_Goal of the exercise_
List every line below containing "React".

_Collected material_

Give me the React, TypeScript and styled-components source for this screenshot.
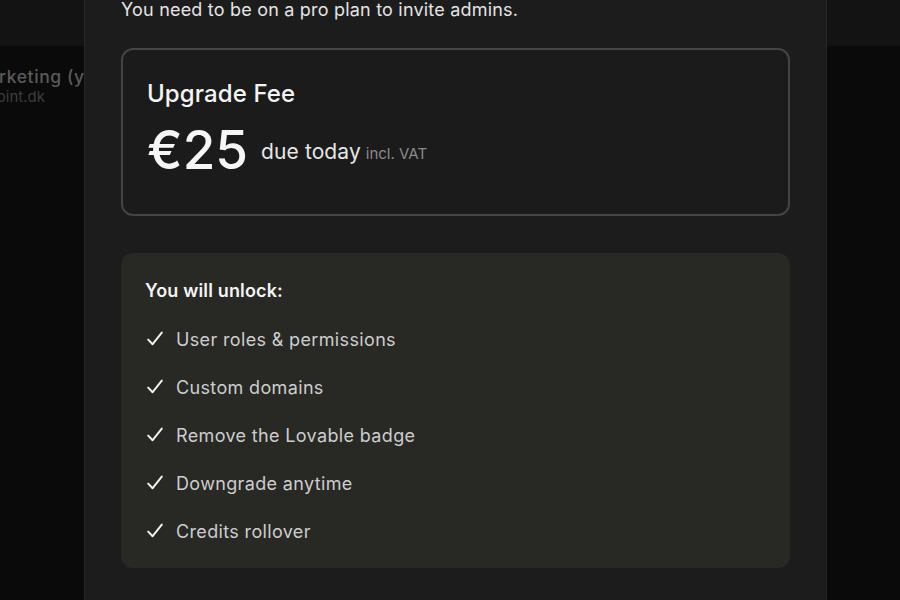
import React from "react";
import styled, { createGlobalStyle } from "styled-components";

const GlobalStyle = createGlobalStyle`
  html, body {
    margin: 0;
    padding: 0;
    background: #0a0a0a;
    overflow: hidden;
  }
  body {
    font-family: Inter, "Noto Sans", "Liberation Sans", sans-serif;
    -webkit-font-smoothing: antialiased;
  }
  #root {
    width: 900px;
    height: 600px;
    position: relative;
    overflow: hidden;
  }
`;

/* ---------- backdrop (page behind the dialog) ---------- */

const Backdrop = styled.div`
  display: flex;
  flex-direction: column;
  width: 900px;
  height: 600px;
  background: #0a0a0a;
`;

const TopBar = styled.div`
  height: 46px;
  background: #131313;
  flex-shrink: 0;
`;

const WorkspaceItem = styled.div`
  display: flex;
  flex-direction: column;
  padding-top: 20px;
  white-space: nowrap;
`;

const WorkspaceName = styled.div<{ $shift: number }>`
  margin-left: ${(p) => p.$shift}px;
  font-size: 17.5px;
  line-height: 22px;
  font-weight: 500;
  letter-spacing: 0.6px;
  color: #5b5b5b;
`;

const WorkspaceMail = styled.div<{ $shift: number }>`
  margin-left: ${(p) => p.$shift}px;
  font-size: 15px;
  line-height: 18px;
  color: #3d3d3d;
`;

/* ---------- dialog ---------- */

const Dialog = styled.div`
  position: absolute;
  top: 0;
  left: 84px;
  width: 743px;
  height: 600px;
  box-sizing: border-box;
  background: #1c1c1c;
  border-left: 1px solid #262626;
  border-right: 1px solid #262626;
  overflow: hidden;
`;

const DialogBody = styled.div`
  display: flex;
  flex-direction: column;
  padding: 0 36px;
`;

const Notice = styled.p`
  margin: -3px 0 0;
  font-size: 18px;
  line-height: 26px;
  letter-spacing: 0.2px;
  color: #e4e4e4;
`;

const FeeCard = styled.section`
  margin-top: 25px;
  height: 168px;
  box-sizing: border-box;
  border: 2px solid #444444;
  border-radius: 12px;
  background: #1b1b1b;
  padding: 29px 24px 0;
  display: flex;
  flex-direction: column;
`;

const FeeTitle = styled.h2`
  margin: 0;
  font-size: 24px;
  line-height: 30px;
  font-weight: 500;
  color: #f4f4f4;
  letter-spacing: 0.1px;
`;

const PriceRow = styled.div`
  display: flex;
  align-items: center;
  margin-top: 11px;
`;

const Price = styled.span`
  font-size: 53px;
  line-height: 60px;
  font-weight: 500;
  color: #f6f6f6;
`;

const DueGroup = styled.span`
  display: flex;
  align-items: baseline;
  margin-left: 13px;
  margin-top: 2px;
`;

const Due = styled.span`
  font-size: 21px;
  letter-spacing: 0.1px;
  color: #e6e6e6;
`;

const Vat = styled.span`
  margin-left: 5px;
  font-size: 15px;
  color: #8a8a8a;
`;

const UnlockCard = styled.section`
  margin-top: 37px;
  height: 315px;
  box-sizing: border-box;
  border-radius: 12px;
  background-color: #282825;
  background-image: radial-gradient(circle, rgba(0, 0, 0, 0.18) 0.7px, transparent 1px);
  background-size: 9px 9px;
  padding: 26px 24px 0;
  display: flex;
  flex-direction: column;
`;

const UnlockTitle = styled.h3`
  margin: 0;
  font-size: 18px;
  line-height: 24px;
  font-weight: 600;
  letter-spacing: 0.15px;
  color: #f4f4f4;
`;

const FeatureList = styled.ul`
  list-style: none;
  margin: 12px 0 0;
  padding: 0;
  display: flex;
  flex-direction: column;
`;

const Feature = styled.li`
  display: flex;
  align-items: center;
  gap: 12px;
  height: 48px;
  font-size: 18px;
  letter-spacing: 0.35px;
  color: #cdcdcd;
`;

const CheckIcon = styled.svg`
  width: 18px;
  height: 18px;
  flex-shrink: 0;
  margin-left: 1px;
`;

const Check = () => (
  <CheckIcon viewBox="0 0 18 18" fill="none">
    <path
      d="M2.2 9.6 L6.6 14.2 L15.8 2.6"
      stroke="#f2f2f2"
      strokeWidth="2"
      strokeLinecap="round"
      strokeLinejoin="round"
    />
  </CheckIcon>
);

const features = [
  "User roles & permissions",
  "Custom domains",
  "Remove the Lovable badge",
  "Downgrade anytime",
  "Credits rollover",
];

export default function App() {
  return (
    <>
      <GlobalStyle />
      <Backdrop>
        <TopBar />
        <WorkspaceItem>
          <WorkspaceName $shift={-28}>Marketing (your workspace)</WorkspaceName>
          <WorkspaceMail $shift={-30}>adpoint.dk</WorkspaceMail>
        </WorkspaceItem>
      </Backdrop>
      <Dialog>
        <DialogBody>
          <Notice>You need to be on a pro plan to invite admins.</Notice>
          <FeeCard>
            <FeeTitle>Upgrade Fee</FeeTitle>
            <PriceRow>
              <Price>€25</Price>
              <DueGroup>
                <Due>due today</Due>
                <Vat>incl. VAT</Vat>
              </DueGroup>
            </PriceRow>
          </FeeCard>
          <UnlockCard>
            <UnlockTitle>You will unlock:</UnlockTitle>
            <FeatureList>
              {features.map((f) => (
                <Feature key={f}>
                  <Check />
                  <span>{f}</span>
                </Feature>
              ))}
            </FeatureList>
          </UnlockCard>
        </DialogBody>
      </Dialog>
    </>
  );
}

_The result_
Give me the React, TypeScript and styled-components source for this screenshot.
import React from "react";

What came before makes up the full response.